One of my students forwarded your blog, and I think you’ve got it
wrong on this topic. More data does not always help and this has been
shown in numerous applications — thus the huge lit on the topic.
Analytically, the reason is simple. Just for an example, assume your loss
function is MSE; then, the uniquely best estimator is E(Y | x) — i.e.,
the conditional mean of Y at each point X. The reason one cannot do this
in practice is that as the size of your parameter space increases, you
never have enough data to span the space. Even if you change the above to
a neighborhood around each x, the volume of this hypercube gets really,
really ugly for any value of the neighborhood parameter. The only way out
of of this is to make arbitrary restrictions on functional form, etc. or
derive a feature space (thus “tossing out” data, in a sense).
As I said, there’s a huge number of applications where more is not better.

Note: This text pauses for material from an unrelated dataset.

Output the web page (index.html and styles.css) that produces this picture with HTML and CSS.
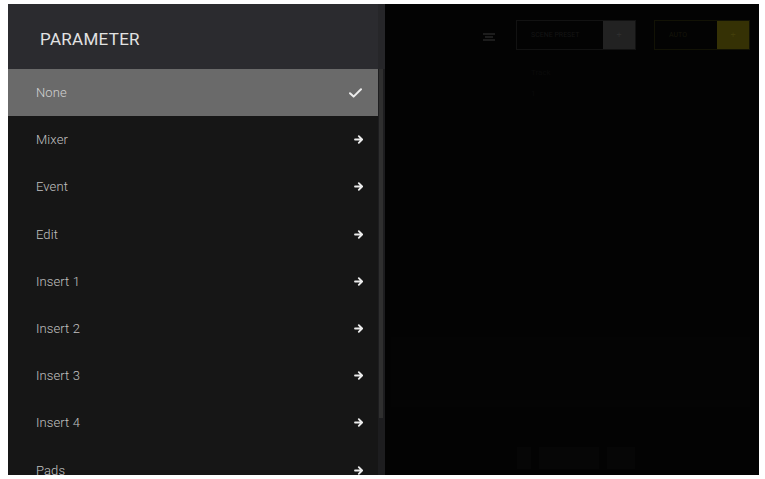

One example if face recognition –increasing granularity or pixel depth
doesn’t help. Instead, one must run counter to your intuition and throw
out most of the data by deriving a feature space. And, face recognition
still doesn’t work all that well, despite decades of research.
There’s a number of other issues — in your comments on 3 “good” i.v.’s
and 197 “bad” ones, you have to take the issue of overfitting much more
seriously than you do.
My reply: Ultimately, it comes down to the model. If the model is appropriate, then Bayesian inference should deal appropriately with the extra information. After all, discarding most of the information is itself a particular model, and one should be able to do better with shrinkage.
That said, the off-the-shelf models we use to analyze data can indeed choke when you throw too many variables at them. Least-squares is notorious that way, but even hierarchical Bayes isn’t so great when the large number of parameters have structure. I think that better models for interactions are out there for us to find (see here for some of my struggles; also see the work of Peter Hoff, Mark Handcock, and Adrian Raftery in sociology, or Yingnian Wu in image analysis). But they’re not all there yet. So, in the short term, yes, more dimensions can entail a struggle.
Regarding the problem with 200 predictors: my point is that I never have 200 unstructured predictors. If I have 200 predictors, there will be some substantive context that will allow me to model them.